--- BEGIN DATASET ---

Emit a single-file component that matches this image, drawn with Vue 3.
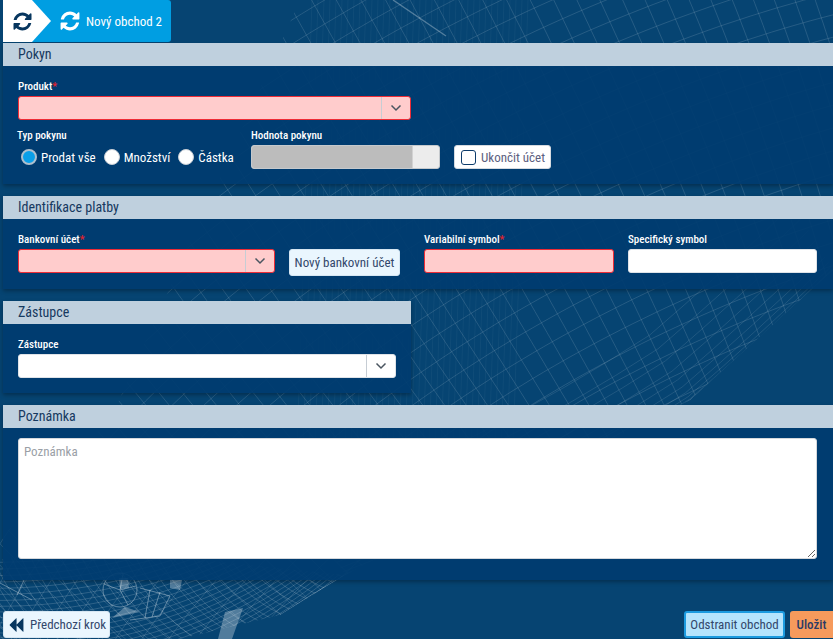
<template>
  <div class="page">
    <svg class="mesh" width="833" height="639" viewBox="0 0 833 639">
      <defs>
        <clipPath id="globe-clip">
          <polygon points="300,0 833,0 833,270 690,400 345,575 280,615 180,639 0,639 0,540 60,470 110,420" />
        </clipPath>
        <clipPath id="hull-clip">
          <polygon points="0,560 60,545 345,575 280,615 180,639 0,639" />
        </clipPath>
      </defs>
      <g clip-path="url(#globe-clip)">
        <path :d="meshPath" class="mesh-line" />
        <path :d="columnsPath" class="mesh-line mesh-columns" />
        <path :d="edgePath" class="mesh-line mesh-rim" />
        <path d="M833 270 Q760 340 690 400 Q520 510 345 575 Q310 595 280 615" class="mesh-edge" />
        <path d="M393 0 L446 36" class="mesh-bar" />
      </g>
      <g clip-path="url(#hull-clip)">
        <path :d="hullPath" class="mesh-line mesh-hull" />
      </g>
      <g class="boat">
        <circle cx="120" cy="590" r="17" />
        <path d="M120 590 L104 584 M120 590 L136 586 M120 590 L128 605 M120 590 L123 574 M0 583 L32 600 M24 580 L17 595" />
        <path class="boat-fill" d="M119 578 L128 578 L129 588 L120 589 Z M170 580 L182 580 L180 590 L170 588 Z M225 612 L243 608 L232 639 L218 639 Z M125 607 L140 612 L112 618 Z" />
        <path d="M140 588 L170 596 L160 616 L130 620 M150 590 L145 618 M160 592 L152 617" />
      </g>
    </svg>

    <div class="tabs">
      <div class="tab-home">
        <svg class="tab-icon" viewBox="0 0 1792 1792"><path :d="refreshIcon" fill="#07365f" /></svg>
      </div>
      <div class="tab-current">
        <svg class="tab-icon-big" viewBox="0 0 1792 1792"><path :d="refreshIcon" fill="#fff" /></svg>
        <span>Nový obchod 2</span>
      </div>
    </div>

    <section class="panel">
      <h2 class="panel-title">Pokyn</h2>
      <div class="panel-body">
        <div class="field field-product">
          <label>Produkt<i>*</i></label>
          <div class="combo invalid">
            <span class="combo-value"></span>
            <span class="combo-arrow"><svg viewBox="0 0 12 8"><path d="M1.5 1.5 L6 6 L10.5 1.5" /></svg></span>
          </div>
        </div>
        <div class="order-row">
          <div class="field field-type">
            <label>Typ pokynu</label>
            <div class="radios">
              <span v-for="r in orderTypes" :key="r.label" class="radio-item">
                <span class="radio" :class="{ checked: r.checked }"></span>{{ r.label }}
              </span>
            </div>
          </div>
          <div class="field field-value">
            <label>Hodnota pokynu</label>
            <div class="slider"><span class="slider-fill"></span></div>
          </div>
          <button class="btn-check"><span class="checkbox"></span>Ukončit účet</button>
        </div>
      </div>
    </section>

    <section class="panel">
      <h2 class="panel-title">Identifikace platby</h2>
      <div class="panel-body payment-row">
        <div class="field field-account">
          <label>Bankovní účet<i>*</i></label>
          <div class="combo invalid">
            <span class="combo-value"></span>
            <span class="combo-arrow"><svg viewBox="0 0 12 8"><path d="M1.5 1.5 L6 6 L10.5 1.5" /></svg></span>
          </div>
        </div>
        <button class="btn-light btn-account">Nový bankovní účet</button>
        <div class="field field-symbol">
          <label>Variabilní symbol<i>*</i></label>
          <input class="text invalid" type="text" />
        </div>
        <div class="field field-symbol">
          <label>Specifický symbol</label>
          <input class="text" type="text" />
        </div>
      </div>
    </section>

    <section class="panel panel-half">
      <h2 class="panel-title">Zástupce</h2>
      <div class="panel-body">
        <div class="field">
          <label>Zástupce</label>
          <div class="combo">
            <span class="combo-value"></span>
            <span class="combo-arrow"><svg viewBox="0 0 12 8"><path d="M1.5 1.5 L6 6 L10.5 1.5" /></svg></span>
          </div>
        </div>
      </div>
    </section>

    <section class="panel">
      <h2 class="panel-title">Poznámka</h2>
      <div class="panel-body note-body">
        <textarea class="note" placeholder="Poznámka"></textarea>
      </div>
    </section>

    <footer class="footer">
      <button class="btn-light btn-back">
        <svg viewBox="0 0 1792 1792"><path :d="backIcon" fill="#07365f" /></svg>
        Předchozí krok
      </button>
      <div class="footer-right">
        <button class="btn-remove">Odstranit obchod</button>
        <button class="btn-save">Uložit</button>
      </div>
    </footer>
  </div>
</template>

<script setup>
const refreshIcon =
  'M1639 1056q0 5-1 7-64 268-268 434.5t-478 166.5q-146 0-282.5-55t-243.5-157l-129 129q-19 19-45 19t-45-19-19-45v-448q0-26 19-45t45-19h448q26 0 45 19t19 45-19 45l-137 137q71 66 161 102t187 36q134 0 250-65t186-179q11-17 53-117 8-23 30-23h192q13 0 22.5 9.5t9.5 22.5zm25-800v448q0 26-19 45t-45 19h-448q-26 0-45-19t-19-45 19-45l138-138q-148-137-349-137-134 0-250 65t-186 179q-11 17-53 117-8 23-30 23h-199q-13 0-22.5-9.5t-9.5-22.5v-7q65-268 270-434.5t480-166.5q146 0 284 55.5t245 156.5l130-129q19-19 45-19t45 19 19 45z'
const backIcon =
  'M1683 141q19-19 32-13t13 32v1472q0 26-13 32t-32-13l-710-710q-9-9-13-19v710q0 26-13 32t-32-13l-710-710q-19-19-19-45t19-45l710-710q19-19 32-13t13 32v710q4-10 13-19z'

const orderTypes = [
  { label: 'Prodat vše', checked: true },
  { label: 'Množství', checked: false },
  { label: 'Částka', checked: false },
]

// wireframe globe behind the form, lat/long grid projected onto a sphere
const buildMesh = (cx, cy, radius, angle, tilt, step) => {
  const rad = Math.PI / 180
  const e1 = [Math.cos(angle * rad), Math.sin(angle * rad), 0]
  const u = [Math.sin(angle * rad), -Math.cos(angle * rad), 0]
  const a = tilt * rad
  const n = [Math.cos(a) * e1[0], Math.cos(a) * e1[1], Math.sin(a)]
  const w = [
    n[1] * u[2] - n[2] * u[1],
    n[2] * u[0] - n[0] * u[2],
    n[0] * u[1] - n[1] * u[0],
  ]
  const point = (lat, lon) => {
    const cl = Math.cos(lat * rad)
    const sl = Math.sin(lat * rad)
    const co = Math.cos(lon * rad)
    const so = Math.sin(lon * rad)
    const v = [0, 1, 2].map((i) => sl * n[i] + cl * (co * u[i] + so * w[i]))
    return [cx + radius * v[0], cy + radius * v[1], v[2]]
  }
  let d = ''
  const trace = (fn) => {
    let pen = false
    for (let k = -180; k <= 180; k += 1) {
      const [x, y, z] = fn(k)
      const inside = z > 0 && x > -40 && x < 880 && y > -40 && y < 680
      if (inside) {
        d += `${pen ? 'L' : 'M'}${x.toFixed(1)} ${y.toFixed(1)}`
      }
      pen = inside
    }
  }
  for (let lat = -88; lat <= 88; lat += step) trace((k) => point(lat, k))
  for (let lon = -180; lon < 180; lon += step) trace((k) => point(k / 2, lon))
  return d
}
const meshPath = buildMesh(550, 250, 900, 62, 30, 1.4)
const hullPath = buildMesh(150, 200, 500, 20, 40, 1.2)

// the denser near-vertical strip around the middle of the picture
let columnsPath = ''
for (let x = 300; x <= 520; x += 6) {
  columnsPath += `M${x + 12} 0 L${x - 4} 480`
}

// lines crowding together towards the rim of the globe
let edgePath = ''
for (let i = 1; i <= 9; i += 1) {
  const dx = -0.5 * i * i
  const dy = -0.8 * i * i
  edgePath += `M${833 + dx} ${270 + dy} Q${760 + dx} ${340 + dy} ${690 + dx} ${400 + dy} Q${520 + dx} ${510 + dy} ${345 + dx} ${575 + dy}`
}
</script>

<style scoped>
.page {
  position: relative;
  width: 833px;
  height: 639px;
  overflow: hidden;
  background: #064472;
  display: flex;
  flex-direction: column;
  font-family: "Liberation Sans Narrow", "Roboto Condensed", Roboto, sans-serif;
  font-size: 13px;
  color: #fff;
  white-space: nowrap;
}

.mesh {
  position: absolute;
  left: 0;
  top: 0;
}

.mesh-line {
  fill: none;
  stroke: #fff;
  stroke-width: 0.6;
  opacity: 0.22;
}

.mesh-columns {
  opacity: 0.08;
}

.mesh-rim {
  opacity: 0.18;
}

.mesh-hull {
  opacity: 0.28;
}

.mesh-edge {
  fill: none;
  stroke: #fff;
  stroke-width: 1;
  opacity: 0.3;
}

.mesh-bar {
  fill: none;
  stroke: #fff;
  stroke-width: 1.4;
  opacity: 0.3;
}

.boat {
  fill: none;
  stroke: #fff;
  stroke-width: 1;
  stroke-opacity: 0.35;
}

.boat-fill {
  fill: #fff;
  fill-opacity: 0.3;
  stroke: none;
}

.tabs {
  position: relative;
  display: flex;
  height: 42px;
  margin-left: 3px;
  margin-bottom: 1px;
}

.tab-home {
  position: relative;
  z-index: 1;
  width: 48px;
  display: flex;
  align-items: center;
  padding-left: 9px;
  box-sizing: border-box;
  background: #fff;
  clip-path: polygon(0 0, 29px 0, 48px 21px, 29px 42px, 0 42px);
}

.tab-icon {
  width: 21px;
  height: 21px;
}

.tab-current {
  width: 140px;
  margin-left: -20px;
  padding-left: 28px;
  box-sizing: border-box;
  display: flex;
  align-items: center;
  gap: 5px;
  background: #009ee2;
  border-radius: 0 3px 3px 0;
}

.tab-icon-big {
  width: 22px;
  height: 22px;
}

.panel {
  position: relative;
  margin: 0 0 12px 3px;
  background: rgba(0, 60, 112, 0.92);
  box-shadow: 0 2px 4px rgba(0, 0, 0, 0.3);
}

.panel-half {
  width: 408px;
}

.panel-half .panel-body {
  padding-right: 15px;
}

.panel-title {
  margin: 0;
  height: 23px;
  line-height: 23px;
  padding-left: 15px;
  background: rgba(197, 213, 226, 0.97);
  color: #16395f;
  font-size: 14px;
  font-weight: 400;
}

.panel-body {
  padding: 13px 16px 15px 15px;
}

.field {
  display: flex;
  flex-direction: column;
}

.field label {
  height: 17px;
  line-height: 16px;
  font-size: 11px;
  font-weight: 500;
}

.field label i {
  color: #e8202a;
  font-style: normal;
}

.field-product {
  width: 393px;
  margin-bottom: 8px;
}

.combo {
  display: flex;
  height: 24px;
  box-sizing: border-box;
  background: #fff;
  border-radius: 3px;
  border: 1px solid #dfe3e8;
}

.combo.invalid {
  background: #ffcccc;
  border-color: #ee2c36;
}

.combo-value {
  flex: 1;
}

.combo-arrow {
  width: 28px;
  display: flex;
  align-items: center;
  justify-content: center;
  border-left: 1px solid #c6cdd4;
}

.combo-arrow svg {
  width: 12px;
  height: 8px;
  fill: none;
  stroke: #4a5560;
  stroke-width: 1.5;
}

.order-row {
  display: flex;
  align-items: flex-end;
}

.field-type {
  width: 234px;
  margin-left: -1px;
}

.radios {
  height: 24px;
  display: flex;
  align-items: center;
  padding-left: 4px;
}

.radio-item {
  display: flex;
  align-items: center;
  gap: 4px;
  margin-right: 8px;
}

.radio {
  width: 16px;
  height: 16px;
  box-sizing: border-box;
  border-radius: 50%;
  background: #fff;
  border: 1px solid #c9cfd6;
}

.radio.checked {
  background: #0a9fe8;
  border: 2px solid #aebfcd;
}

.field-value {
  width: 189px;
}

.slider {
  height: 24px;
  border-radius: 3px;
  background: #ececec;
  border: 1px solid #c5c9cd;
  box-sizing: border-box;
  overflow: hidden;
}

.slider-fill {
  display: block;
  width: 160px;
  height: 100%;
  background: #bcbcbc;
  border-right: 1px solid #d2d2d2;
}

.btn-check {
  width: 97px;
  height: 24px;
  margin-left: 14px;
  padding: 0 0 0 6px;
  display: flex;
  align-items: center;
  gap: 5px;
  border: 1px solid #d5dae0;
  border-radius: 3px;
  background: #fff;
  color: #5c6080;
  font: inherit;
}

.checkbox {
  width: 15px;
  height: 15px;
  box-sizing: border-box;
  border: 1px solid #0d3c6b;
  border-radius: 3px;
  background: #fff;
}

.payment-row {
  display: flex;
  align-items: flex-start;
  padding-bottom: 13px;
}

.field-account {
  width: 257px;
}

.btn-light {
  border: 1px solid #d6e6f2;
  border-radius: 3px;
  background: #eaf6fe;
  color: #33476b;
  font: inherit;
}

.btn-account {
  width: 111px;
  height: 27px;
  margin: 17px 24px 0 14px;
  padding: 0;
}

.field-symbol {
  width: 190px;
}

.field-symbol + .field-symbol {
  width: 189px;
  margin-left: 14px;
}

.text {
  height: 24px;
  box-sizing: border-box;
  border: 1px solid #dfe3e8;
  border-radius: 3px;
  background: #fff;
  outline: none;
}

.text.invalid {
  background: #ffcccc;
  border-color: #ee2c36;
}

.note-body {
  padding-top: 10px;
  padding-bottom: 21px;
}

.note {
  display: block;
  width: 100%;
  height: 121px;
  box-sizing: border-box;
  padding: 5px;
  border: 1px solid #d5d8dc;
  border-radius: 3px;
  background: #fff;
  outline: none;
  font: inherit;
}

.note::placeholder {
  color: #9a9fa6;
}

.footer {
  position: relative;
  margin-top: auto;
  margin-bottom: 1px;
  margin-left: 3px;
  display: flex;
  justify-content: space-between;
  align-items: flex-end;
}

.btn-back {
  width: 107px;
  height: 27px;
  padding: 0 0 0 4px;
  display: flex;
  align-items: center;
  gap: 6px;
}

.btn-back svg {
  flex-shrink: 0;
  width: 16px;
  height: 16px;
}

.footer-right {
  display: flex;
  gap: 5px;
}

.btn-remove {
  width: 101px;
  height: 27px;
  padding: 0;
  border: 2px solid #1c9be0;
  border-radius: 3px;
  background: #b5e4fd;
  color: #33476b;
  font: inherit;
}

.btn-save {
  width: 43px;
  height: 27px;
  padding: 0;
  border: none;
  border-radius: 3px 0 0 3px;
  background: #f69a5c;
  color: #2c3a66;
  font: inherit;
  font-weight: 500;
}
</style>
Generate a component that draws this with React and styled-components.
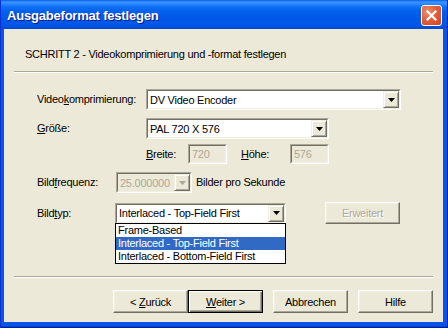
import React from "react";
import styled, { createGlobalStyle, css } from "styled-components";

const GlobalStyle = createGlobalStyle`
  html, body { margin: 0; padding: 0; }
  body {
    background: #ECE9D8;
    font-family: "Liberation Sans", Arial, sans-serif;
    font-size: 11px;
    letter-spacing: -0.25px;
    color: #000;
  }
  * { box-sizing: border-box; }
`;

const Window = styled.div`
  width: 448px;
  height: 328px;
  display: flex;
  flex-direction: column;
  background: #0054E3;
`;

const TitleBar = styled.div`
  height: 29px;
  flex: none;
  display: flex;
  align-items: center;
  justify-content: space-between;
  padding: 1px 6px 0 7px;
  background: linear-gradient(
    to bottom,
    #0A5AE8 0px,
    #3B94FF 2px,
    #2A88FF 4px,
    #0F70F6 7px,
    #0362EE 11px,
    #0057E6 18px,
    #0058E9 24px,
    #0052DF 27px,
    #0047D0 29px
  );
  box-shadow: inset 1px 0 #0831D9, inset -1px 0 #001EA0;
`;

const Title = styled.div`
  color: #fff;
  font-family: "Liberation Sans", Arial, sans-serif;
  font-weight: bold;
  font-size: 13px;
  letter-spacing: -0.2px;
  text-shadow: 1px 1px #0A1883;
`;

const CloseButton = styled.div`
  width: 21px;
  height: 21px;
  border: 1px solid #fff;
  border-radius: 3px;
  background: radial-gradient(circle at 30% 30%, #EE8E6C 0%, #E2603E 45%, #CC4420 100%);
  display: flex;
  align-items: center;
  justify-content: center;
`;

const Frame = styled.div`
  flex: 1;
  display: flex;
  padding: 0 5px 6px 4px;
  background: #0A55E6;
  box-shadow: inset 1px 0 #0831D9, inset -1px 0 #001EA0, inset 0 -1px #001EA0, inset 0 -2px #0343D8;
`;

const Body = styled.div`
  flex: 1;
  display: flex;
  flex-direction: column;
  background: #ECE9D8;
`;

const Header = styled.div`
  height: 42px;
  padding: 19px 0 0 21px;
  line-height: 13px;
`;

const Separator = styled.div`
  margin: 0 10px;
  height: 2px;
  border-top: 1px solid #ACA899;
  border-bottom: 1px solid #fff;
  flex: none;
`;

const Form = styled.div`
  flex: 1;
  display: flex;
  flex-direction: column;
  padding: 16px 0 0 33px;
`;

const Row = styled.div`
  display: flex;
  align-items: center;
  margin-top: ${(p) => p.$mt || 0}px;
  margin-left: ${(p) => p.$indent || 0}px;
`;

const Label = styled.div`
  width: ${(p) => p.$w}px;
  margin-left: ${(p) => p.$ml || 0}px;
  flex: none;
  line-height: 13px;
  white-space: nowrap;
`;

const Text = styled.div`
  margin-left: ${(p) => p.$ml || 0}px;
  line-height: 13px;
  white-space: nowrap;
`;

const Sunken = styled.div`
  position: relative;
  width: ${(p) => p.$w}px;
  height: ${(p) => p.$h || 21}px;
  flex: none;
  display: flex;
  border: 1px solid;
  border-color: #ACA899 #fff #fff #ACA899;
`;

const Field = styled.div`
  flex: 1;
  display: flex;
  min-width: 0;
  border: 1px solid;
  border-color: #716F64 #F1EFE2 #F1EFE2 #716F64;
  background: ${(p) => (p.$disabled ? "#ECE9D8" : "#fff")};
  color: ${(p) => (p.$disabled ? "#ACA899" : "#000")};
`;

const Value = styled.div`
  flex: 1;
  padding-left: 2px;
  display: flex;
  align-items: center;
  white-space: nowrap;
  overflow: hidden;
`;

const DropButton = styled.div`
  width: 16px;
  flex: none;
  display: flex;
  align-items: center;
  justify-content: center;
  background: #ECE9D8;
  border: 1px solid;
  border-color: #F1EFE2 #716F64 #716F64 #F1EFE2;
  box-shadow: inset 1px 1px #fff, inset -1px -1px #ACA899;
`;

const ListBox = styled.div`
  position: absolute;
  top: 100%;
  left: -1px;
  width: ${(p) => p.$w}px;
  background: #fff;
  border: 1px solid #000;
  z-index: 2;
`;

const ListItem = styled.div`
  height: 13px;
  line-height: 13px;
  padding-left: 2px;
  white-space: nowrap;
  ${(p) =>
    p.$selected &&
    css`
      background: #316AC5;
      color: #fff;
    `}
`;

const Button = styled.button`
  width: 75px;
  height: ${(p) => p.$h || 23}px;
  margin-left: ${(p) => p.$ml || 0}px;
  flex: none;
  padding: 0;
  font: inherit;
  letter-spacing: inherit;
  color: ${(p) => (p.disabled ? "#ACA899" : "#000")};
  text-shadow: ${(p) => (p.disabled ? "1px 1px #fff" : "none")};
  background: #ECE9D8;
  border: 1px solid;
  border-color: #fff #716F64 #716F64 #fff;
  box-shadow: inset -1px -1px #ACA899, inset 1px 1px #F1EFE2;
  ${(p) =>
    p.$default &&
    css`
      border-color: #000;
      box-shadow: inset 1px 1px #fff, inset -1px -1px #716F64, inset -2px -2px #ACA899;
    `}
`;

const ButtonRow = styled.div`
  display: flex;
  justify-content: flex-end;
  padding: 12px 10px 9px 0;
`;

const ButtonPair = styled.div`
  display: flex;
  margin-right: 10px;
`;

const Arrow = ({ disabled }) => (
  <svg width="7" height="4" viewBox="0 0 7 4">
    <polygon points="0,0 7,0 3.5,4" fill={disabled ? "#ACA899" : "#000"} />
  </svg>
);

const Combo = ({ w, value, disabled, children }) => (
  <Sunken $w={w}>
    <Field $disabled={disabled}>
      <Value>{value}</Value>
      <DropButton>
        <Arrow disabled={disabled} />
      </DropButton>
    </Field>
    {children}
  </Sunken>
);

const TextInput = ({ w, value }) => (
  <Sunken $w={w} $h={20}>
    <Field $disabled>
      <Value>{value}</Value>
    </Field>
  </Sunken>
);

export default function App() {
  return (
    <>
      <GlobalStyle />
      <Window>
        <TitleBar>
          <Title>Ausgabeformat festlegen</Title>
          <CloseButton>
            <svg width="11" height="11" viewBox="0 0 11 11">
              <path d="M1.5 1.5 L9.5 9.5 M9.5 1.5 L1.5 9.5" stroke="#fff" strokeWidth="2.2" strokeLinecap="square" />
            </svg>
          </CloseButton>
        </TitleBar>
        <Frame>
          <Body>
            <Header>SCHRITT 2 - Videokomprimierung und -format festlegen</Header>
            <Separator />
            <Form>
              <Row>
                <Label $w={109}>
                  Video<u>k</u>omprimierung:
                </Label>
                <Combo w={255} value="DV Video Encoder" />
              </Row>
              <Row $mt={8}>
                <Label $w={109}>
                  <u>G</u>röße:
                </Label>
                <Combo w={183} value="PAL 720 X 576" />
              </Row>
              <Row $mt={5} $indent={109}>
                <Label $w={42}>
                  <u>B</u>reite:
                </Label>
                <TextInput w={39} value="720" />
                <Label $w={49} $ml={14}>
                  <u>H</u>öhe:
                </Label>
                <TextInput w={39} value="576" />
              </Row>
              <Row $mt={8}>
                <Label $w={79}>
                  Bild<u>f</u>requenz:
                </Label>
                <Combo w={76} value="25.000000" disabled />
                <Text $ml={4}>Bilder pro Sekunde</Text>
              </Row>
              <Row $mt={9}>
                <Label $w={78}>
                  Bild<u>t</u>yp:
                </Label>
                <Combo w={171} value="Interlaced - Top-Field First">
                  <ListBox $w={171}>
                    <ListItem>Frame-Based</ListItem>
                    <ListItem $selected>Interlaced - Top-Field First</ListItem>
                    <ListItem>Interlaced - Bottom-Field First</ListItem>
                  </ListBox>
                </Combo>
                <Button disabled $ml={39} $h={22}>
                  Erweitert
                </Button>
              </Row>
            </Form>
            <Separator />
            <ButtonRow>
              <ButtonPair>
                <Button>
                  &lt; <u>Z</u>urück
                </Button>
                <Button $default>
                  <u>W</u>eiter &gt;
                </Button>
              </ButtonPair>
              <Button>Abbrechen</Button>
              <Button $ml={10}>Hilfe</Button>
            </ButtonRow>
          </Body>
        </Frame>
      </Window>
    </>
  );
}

--- END DATASET ---

* WORK REQUIRED:
Filter the records for lines holding the string "this". Copy each one.

* WORKED SOLUTION:
Emit a single-file component that matches this image, drawn with Vue 3.
Generate a component that draws this with React and styled-components.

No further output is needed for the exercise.